* _Exercise inputs_
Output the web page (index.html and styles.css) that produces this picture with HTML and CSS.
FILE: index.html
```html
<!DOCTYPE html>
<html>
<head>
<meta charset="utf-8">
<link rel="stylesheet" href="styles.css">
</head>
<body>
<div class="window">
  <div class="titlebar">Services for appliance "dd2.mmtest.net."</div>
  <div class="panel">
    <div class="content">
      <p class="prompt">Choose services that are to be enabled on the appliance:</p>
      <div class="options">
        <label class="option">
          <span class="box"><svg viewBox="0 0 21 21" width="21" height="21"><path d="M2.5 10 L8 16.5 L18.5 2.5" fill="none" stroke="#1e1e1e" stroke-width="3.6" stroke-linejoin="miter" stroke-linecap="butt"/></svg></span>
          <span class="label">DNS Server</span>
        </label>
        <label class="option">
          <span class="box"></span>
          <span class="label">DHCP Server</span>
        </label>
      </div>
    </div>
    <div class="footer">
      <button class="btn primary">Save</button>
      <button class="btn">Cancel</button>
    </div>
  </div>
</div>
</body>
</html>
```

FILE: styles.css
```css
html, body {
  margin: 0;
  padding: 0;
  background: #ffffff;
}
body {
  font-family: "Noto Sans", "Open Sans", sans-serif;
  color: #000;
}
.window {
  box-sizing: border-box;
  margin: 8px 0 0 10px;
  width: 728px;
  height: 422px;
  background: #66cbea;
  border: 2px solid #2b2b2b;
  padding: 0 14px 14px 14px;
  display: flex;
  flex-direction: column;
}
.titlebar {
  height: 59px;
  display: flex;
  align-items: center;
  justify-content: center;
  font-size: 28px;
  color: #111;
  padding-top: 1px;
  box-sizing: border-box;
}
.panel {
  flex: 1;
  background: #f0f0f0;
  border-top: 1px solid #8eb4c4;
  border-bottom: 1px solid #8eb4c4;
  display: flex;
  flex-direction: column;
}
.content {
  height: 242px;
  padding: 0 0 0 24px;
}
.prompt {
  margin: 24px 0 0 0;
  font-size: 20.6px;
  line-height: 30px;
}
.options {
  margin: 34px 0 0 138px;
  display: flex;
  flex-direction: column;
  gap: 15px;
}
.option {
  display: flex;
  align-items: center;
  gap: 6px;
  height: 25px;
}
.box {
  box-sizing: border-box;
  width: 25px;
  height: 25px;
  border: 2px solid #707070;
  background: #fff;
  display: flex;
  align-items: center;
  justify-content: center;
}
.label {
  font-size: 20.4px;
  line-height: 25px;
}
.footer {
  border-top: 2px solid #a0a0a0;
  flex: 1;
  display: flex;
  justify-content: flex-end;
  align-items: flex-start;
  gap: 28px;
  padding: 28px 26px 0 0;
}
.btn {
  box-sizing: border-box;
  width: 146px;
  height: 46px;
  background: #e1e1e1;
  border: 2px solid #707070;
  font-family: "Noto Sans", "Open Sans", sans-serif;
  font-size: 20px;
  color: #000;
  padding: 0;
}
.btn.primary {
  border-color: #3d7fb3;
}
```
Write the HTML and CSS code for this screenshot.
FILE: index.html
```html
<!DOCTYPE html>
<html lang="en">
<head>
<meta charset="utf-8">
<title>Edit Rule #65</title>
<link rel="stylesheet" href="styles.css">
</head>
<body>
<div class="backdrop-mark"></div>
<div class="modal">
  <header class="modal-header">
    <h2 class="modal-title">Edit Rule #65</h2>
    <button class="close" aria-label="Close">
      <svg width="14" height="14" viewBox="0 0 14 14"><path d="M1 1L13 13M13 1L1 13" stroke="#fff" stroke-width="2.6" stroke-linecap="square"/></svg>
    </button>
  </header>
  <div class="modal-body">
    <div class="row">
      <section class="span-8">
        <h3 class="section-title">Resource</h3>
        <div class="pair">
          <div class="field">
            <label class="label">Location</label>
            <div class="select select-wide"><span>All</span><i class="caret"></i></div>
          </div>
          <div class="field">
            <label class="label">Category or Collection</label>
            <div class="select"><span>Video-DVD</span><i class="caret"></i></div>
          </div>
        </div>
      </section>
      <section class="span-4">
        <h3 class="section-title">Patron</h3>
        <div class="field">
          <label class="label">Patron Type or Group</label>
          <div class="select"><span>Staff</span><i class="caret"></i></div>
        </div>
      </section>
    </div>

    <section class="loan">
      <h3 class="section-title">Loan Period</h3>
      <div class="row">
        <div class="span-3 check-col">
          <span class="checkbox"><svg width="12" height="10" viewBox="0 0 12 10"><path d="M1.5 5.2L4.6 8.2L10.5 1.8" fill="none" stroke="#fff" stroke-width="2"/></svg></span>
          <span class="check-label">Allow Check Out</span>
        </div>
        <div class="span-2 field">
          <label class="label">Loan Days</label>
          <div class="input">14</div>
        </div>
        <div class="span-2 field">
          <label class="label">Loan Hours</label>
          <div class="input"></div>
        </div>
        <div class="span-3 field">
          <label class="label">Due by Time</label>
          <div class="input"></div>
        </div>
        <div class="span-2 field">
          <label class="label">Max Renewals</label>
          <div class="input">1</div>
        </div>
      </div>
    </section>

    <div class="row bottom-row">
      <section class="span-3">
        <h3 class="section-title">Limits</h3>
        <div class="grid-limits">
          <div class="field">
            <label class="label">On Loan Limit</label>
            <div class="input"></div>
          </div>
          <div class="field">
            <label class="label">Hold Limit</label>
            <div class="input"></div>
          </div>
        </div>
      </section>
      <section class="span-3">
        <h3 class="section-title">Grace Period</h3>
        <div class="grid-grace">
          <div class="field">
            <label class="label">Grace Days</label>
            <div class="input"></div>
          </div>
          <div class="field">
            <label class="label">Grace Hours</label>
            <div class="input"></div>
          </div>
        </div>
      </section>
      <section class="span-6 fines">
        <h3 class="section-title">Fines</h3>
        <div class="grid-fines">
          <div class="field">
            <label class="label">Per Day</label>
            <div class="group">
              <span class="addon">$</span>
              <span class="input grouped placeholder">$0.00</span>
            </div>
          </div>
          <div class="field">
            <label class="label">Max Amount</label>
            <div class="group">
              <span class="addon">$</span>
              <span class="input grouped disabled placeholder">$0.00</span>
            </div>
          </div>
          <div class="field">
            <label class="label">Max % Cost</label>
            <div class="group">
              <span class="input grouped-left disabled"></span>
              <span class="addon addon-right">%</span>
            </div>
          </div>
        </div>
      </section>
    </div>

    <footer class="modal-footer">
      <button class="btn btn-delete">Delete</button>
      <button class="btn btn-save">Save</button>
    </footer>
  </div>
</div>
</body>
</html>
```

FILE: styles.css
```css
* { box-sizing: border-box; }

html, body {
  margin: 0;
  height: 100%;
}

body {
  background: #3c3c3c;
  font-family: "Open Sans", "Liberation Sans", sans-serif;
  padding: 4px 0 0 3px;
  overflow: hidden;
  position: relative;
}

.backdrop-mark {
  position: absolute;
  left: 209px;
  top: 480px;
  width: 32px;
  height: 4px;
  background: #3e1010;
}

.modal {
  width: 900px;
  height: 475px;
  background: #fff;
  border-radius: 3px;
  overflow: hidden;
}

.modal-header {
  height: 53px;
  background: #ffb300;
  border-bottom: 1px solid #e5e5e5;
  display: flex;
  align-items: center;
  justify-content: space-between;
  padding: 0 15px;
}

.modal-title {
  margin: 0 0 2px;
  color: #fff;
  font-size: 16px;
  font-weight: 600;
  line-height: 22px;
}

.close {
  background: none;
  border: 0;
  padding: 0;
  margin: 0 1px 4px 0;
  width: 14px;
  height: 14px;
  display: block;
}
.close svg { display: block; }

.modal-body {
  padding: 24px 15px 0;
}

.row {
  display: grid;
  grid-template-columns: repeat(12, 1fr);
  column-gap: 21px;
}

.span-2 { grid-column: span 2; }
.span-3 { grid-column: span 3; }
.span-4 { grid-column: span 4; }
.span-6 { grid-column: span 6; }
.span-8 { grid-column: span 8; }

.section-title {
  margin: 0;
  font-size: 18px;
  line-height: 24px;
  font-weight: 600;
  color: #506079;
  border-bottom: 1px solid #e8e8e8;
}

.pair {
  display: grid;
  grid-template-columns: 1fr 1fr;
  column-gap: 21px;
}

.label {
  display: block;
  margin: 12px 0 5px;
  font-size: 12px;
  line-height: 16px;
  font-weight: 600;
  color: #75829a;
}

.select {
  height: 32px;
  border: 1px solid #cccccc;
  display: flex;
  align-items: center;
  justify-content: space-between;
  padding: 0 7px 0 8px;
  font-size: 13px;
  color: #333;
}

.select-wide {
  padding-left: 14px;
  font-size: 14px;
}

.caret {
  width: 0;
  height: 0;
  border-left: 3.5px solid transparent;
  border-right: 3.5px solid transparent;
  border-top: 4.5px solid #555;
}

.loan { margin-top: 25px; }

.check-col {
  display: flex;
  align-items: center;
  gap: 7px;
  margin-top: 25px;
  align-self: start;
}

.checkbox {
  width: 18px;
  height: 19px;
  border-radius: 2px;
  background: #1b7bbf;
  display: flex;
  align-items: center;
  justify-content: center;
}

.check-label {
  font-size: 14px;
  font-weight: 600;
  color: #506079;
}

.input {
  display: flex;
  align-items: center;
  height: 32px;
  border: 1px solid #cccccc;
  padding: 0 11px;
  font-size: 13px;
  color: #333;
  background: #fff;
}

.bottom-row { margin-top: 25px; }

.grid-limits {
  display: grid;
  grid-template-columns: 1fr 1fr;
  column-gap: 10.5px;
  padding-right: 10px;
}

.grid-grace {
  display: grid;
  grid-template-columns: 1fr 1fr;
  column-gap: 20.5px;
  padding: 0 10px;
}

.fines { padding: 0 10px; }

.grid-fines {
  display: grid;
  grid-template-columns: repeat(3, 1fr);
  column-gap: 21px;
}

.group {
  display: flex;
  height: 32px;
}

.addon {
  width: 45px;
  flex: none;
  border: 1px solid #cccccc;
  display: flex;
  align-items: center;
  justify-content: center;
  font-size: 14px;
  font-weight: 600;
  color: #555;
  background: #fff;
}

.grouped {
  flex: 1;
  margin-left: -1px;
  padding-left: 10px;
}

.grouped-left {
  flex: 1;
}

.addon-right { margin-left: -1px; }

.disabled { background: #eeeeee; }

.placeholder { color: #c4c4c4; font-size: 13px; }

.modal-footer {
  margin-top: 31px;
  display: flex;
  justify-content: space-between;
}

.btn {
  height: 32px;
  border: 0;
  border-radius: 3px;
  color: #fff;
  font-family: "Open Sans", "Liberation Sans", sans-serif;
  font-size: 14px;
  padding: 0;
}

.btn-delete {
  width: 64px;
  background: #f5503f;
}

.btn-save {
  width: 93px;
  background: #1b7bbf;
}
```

* _Given problem_
In the records above, how many lines include "this"? Give that number and nothing more.

* _Completed exercise_
2